In those early days of Cranbrook golf, things were somewhat different. A full set of clubs would include a driving iron, cleek, mid mashie, mashie iron, spade mashie, mashie niblick, pitching niblick (best choice for tossing into the trees) and finally, the niblick, all of which more or less covered the modern irons 1 to 9 and which likely drove local tailor Niblock to distraction.

The more modern irons were introduced by the Spalding Sporting Goods Company in the early 1930s. A brassie, spoon and baffing spoon were among the necessary "woods" (some of which more closely resembled field hockey sticks). Golf balls from 1898 onwards were wound rubber thread covered with an outer shell of balata tree sap from South America, replacing the gutta-percha golf ball made from the dried sap of the Malaysian sapodilla tree (which was most probably discovered whilst searching for the aforementioned pitching niblick) which, in turn, replaced the hardwood ball or the "featherie" constructed of a hand-sewn leather pouch stuffed with the amount of goose or chicken feathers that could be held in a gentleman's top hat.

The year 1905 saw the club erect a "neat" clubhouse allowing members to stop to rest and enjoy a nice cup of tea, thus giving rise to conversational statements such as, "Now that you're in the club bring your clubs and we'll meet at the club at tea-time before tee-time."

Two weeks later a thief broke into the clubhouse and stole a number of sweaters and James Gill's gold watch, but that's another story.

It proved a successful season once again with the final competition held on Nov. 4, at a cost of fifty cents per entrant.

Successive years saw a gradual increase in membership as the course was improved by the addition of fencing and putting greens. The Kootenay Golf Club of Cranbrook seems to have entered a downswing during the years 1911 – 1914 for, in 1915, a meeting was held in city hall to organize a new club. The membership included many local names of note including V. Hyde Baker, George Hoggarth, E.L Staples, A.C. Bowness, Dr.
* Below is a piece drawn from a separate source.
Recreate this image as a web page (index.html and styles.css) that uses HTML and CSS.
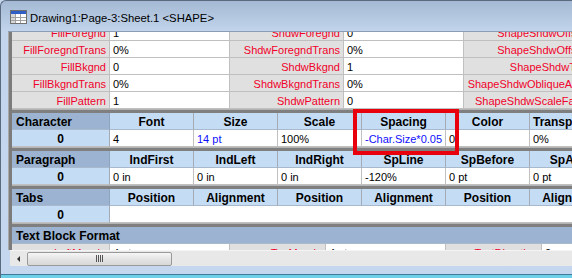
FILE: index.html
```html
<!DOCTYPE html>
<html>
<head>
<meta charset="utf-8">
<link rel="stylesheet" href="styles.css">
</head>
<body>
<div class="window">
  <div class="titlebar">
    <svg class="icon" width="17" height="14" viewBox="0 0 17 14">
      <rect x="0.5" y="0.5" width="16" height="13" fill="#ffffff" stroke="#707070"/>
      <rect x="1" y="1" width="15" height="3" fill="#2f5fc4"/>
      <rect x="1" y="4" width="4" height="9" fill="#d8d8d8"/>
      <path d="M1 7.5H16M1 10.5H16M5.5 4V13M10.5 4V13" stroke="#a0a0a0" stroke-width="1"/>
    </svg>
    <span class="title">Drawing1:Page-3:Sheet.1 &lt;SHAPE&gt;</span>
  </div>
  <div class="client">
    <div class="main">
      <div class="lbar"></div>
      <div class="viewport">
        <div class="sheet">
          <div class="fill">
            <div class="c lbl">FillForegnd</div><div class="c val">1</div><div class="c lbl">ShdwForegnd</div><div class="c val">0</div><div class="c lbl">ShapeShdwOffsetX</div><div class="c val">0 in</div>
            <div class="c lbl">FillForegndTrans</div><div class="c val">0%</div><div class="c lbl">ShdwForegndTrans</div><div class="c val">0%</div><div class="c lbl">ShapeShdwOffsetY</div><div class="c val">0 in</div>
            <div class="c lbl">FillBkgnd</div><div class="c val">0</div><div class="c lbl">ShdwBkgnd</div><div class="c val">1</div><div class="c lbl">ShapeShdwType</div><div class="c val">0</div>
            <div class="c lbl">FillBkgndTrans</div><div class="c val">0%</div><div class="c lbl">ShdwBkgndTrans</div><div class="c val">0%</div><div class="c lbl">ShapeShdwObliqueAngle</div><div class="c val">0 deg</div>
            <div class="c lbl">FillPattern</div><div class="c val">1</div><div class="c lbl">ShdwPattern</div><div class="c val">0</div><div class="c lbl">ShapeShdwScaleFactor</div><div class="c val">100%</div>
          </div>
          <div class="sep"></div>
          <div class="std">
            <div class="c sh">Character</div><div class="c ch">Font</div><div class="c ch">Size</div><div class="c ch">Scale</div><div class="c ch">Spacing</div><div class="c ch">Color</div><div class="c ch">Transparency</div>
            <div class="c dl">0</div><div class="c val">4</div><div class="c val blue">14 pt</div><div class="c val">100%</div><div class="c val blue">-Char.Size*0.05</div><div class="c val">0</div><div class="c val">0%</div>
          </div>
          <div class="sep"></div>
          <div class="std">
            <div class="c sh">Paragraph</div><div class="c ch">IndFirst</div><div class="c ch">IndLeft</div><div class="c ch">IndRight</div><div class="c ch">SpLine</div><div class="c ch">SpBefore</div><div class="c ch">SpAfter</div>
            <div class="c dl">0</div><div class="c val">0 in</div><div class="c val">0 in</div><div class="c val">0 in</div><div class="c val">-120%</div><div class="c val">0 pt</div><div class="c val">0 pt</div>
          </div>
          <div class="sep"></div>
          <div class="std">
            <div class="c sh">Tabs</div><div class="c ch">Position</div><div class="c ch">Alignment</div><div class="c ch">Position</div><div class="c ch">Alignment</div><div class="c ch">Position</div><div class="c ch">Alignment</div>
            <div class="c dl">0</div><div class="c val span"></div>
          </div>
          <div class="sep"></div>
          <div class="tbf">
            <div class="c sh full">Text Block Format</div>
            <div class="c lbl">LeftMargin</div><div class="c val">4 pt</div><div class="c lbl">TopMargin</div><div class="c val">4 pt</div><div class="c lbl">TextDirection</div><div class="c val">0</div>
          </div>
        </div>
      </div>
    </div>
    <div class="hscroll">
      <div class="sbtn"><span class="arrow"></span></div>
      <div class="thumb"><span class="grip"></span></div>
    </div>
  </div>
  <div class="bottom"></div>
  <div class="redbox"></div>
</div>
</body>
</html>
```

FILE: styles.css
```css
* { box-sizing: border-box; }
html, body { margin: 0; padding: 0; width: 572px; height: 278px; overflow: hidden; background: #c4d7ee; }
body { font-family: "Liberation Sans", Arial, sans-serif; }

.window {
  position: relative;
  width: 572px;
  height: 278px;
  background: linear-gradient(#a4b9d3, #c2d5ec 31px, #c4d7ee);
  border-left: 1px solid #5a6b80;
  border-top: 1px solid #5a6b80;
  border-top-left-radius: 6px;
  display: flex;
  flex-direction: column;
  overflow: hidden;
}

.titlebar {
  height: 30px;
  display: flex;
  align-items: center;
  padding-left: 9px;
  padding-top: 3px;
  gap: 3px;
  flex: none;
}
.icon { display: block; flex: none; margin-top: -1px; }
.title { font-size: 11.3px; color: #000; white-space: nowrap; }

.client {
  flex: none;
  height: 235px;
  margin-left: 7px;
  border-top: 1px solid #8d9db3;
  display: flex;
  flex-direction: column;
}
.main { flex: 1; display: flex; min-height: 0; }
.lbar { width: 4px; flex: none; background: #7c7c7c; border-left: 1px solid #a8a8a8; }
.viewport { flex: 1; overflow: hidden; background: #fff; }
.sheet { margin-top: -8px; }

.c {
  height: 17px;
  border-right: 1px solid #c0c0c0;
  border-bottom: 1px solid #c0c0c0;
  font-size: 11px;
  line-height: 16px;
  padding: 1px 3px 0;
  white-space: nowrap;
  overflow: hidden;
}
.lbl { background: #e0e0e0; color: #f0002a; text-align: right; }
.val { background: #fff; color: #000; }
.blue { color: #1010ff; }

.fill { display: grid; grid-template-columns: 98px 120px 114px 120px 133px 120px; grid-auto-rows: 17px; }
.std { display: grid; grid-template-columns: 98px repeat(6, 84px); grid-auto-rows: 17px; }
.tbf { display: grid; grid-template-columns: 98px 120px 96px 120px 96px 120px; grid-auto-rows: 17px; }

.sep { height: 4px; background: #7f7f7f; border-top: 1px solid #b4b4b4; }

.sh { background: #9cb4d1; font-weight: bold; font-size: 12px; padding-left: 4px; border-right-color: #8fa3bd; border-bottom-color: #a9b9cd; }
.ch { background: #c5dcf5; font-weight: bold; font-size: 12px; text-align: center; border-right-color: #a4abb5; border-bottom-color: #a9b9cd; }
.dl { background: #c5dcf5; font-weight: bold; font-size: 12px; text-align: center; border-right-color: #a4abb5; }
.span { grid-column: 2 / -1; }
.full { grid-column: 1 / -1; border-right: none; }

.hscroll {
  height: 16px;
  flex: none;
  margin-left: 2px;
  background: #e8e8e8;
  border-top: 1px solid #f4f4f4;
  display: flex;
  align-items: center;
}
.sbtn { width: 17px; height: 15px; flex: none; display: flex; align-items: center; justify-content: center; }
.arrow { width: 0; height: 0; border-top: 3px solid transparent; border-bottom: 3px solid transparent; border-right: 3px solid #303030; }
.thumb {
  width: 145px;
  height: 14px;
  flex: none;
  border: 1px solid #999;
  border-radius: 2px;
  background: linear-gradient(#f6f6f6, #e4e4e4 50%, #d8d8d8);
  display: flex;
  align-items: center;
  justify-content: center;
}
.grip { width: 7px; height: 7px; background: repeating-linear-gradient(90deg, #555 0 1px, transparent 1px 2px); }

.bottom { flex: 1; border-bottom: 3px solid #6fcfe6; box-shadow: inset 0 -1px 0 #3c7b9b; }

.redbox {
  position: absolute;
  left: 352px;
  top: 108px;
  width: 106px;
  height: 46px;
  border: 4px solid #e8000c;
}
```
Green and Dr. (later Senator) King. It was anointed the Cranbrook Golf Club and required a membership fee of $5 for men, $2.50 for ladies and $1 for the apparently ever-popular tea members. Dr. King and Mr. Staples supplied lumber for a new pavilion, later enhanced with an open brick fireplace. The membership count came in at over 40.
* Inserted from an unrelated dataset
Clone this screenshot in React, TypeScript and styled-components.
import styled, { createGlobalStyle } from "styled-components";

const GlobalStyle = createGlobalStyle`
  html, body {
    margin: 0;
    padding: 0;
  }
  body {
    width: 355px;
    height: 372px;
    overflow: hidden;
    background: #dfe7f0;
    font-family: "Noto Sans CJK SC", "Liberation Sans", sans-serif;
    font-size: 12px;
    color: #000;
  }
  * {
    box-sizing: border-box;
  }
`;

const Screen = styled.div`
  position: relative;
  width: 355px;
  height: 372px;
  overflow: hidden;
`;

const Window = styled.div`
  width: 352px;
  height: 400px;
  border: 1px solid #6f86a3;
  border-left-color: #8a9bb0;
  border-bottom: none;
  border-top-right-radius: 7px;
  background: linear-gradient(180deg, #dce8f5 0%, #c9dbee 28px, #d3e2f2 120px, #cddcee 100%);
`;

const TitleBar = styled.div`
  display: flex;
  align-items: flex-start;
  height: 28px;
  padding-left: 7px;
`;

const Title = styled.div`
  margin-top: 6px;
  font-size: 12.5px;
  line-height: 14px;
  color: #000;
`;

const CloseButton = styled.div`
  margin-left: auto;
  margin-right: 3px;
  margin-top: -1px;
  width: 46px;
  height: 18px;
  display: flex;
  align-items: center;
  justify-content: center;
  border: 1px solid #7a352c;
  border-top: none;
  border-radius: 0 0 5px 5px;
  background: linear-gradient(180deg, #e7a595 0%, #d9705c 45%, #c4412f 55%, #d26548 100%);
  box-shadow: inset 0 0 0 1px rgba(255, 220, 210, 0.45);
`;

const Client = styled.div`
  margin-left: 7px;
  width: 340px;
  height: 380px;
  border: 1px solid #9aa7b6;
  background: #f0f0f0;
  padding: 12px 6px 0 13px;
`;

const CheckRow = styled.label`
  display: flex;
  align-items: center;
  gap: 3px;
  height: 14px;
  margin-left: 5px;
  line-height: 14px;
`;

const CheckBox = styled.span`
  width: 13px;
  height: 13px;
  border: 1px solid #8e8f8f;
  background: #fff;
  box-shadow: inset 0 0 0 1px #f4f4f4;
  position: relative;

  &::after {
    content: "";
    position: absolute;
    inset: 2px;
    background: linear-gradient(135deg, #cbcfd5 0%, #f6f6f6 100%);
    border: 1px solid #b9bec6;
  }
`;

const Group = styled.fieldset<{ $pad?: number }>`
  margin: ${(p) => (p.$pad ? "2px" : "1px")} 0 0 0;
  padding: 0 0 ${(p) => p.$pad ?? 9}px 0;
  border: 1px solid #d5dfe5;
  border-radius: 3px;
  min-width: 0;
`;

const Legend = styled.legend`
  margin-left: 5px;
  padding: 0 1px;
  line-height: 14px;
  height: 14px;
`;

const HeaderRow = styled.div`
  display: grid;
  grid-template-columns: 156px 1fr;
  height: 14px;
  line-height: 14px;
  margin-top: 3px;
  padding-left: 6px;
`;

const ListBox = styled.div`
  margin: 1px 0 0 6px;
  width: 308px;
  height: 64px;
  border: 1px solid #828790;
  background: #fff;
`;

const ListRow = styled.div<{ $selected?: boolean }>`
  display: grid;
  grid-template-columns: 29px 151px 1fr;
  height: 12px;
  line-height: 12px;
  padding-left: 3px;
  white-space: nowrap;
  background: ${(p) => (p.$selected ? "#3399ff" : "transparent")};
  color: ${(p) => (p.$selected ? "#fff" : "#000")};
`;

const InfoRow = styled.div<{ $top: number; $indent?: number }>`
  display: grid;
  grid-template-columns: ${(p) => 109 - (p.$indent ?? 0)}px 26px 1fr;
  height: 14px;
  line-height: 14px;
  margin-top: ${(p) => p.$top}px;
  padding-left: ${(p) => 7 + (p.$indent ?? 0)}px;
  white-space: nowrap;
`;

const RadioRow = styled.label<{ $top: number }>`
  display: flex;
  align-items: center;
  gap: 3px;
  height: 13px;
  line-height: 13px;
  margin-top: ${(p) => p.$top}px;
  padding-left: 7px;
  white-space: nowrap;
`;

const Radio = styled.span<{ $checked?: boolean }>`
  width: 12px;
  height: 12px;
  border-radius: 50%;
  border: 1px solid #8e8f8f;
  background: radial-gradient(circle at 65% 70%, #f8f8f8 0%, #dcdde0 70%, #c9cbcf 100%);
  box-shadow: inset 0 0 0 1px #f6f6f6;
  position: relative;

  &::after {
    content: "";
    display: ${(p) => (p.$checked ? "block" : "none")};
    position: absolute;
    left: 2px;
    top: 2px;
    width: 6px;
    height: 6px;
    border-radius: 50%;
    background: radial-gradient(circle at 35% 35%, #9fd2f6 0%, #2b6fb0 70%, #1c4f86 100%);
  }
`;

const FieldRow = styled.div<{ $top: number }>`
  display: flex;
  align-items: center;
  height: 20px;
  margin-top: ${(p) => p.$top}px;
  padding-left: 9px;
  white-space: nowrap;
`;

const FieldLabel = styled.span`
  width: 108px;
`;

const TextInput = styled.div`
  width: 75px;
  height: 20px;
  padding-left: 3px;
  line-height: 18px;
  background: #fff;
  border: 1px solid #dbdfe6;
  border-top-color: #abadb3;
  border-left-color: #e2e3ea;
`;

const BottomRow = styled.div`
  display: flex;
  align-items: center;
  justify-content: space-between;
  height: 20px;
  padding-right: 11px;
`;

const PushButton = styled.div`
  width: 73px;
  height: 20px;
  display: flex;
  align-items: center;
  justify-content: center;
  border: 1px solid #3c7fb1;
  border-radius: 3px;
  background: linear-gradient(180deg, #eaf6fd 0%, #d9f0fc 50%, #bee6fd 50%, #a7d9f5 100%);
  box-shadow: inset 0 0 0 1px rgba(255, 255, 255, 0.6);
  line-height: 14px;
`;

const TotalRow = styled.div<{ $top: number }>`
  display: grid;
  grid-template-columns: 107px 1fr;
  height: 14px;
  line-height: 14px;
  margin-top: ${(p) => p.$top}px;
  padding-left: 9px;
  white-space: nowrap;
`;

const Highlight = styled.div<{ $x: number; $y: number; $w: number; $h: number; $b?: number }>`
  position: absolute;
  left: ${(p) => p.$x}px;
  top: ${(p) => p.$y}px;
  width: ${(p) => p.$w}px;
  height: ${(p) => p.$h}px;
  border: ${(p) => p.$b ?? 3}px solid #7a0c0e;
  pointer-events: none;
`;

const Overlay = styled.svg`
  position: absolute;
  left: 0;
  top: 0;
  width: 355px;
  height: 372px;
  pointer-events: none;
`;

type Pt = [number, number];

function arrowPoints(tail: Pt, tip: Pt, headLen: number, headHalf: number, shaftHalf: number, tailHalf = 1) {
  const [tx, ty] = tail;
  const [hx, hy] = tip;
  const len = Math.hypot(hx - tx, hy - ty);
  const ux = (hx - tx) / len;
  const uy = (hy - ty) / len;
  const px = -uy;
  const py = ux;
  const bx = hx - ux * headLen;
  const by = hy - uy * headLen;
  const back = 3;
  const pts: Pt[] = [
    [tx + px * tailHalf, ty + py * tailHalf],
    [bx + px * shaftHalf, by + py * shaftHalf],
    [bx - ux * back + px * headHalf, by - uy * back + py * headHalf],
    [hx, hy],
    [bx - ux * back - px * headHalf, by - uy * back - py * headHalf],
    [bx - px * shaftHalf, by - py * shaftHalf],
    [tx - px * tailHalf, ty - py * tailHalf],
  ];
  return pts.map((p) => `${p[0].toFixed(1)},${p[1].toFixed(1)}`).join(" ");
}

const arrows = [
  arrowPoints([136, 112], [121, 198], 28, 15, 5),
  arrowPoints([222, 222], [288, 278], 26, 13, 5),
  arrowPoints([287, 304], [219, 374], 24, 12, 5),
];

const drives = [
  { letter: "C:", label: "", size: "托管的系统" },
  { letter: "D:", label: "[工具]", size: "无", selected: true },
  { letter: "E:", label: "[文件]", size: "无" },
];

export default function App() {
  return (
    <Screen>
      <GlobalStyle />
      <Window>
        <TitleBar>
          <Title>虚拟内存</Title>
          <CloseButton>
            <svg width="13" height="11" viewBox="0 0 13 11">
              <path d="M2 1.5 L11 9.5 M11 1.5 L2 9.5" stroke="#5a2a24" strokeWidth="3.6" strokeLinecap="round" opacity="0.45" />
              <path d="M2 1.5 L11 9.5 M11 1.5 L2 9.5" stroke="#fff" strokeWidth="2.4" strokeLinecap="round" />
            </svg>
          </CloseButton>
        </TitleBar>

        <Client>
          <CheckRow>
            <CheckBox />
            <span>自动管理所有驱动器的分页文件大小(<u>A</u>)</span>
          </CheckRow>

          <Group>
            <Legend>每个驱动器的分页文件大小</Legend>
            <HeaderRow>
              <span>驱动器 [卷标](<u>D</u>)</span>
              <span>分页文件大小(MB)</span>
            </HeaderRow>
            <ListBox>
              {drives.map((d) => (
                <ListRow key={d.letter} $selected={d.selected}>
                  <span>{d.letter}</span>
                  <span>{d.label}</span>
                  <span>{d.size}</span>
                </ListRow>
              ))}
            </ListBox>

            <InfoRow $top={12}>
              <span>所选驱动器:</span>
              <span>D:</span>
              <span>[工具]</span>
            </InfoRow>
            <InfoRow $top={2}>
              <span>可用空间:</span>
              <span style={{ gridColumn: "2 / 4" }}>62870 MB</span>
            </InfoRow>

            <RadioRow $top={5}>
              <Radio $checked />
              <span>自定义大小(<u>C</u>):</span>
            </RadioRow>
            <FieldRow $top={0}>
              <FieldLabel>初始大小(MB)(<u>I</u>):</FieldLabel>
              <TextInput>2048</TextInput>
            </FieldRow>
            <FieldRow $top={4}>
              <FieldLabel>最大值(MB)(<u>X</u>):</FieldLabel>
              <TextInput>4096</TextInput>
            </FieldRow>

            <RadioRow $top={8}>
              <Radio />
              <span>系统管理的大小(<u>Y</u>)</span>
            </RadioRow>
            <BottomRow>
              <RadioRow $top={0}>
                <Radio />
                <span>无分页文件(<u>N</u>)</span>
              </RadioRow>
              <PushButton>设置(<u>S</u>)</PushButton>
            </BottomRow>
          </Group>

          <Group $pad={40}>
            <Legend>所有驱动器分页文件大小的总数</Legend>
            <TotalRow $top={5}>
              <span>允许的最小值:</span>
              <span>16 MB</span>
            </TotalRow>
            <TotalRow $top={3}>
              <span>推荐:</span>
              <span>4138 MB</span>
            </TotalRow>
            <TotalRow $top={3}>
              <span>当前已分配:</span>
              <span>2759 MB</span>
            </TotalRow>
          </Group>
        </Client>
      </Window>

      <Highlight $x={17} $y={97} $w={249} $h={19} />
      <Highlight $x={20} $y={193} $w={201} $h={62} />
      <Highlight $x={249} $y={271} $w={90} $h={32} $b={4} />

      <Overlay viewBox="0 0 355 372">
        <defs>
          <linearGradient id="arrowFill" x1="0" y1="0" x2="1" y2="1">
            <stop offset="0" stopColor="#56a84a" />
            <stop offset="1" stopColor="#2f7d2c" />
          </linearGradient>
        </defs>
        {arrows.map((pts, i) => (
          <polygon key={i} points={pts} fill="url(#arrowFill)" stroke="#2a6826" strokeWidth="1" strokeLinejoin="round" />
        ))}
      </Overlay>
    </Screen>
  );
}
By 1918, the third year of operation, the club ended its season with a surplus of $95.65 and a membership of 43. Membership costs rose to $15 for men, $10 for women, $5 for outside and team members and a fifty-cent green fee.

In 1921 the Cranbrook Golf Club purchased 111 acres of land in the general area of what is now the Tamarack Mall and laid out Cranbrook's second golf course.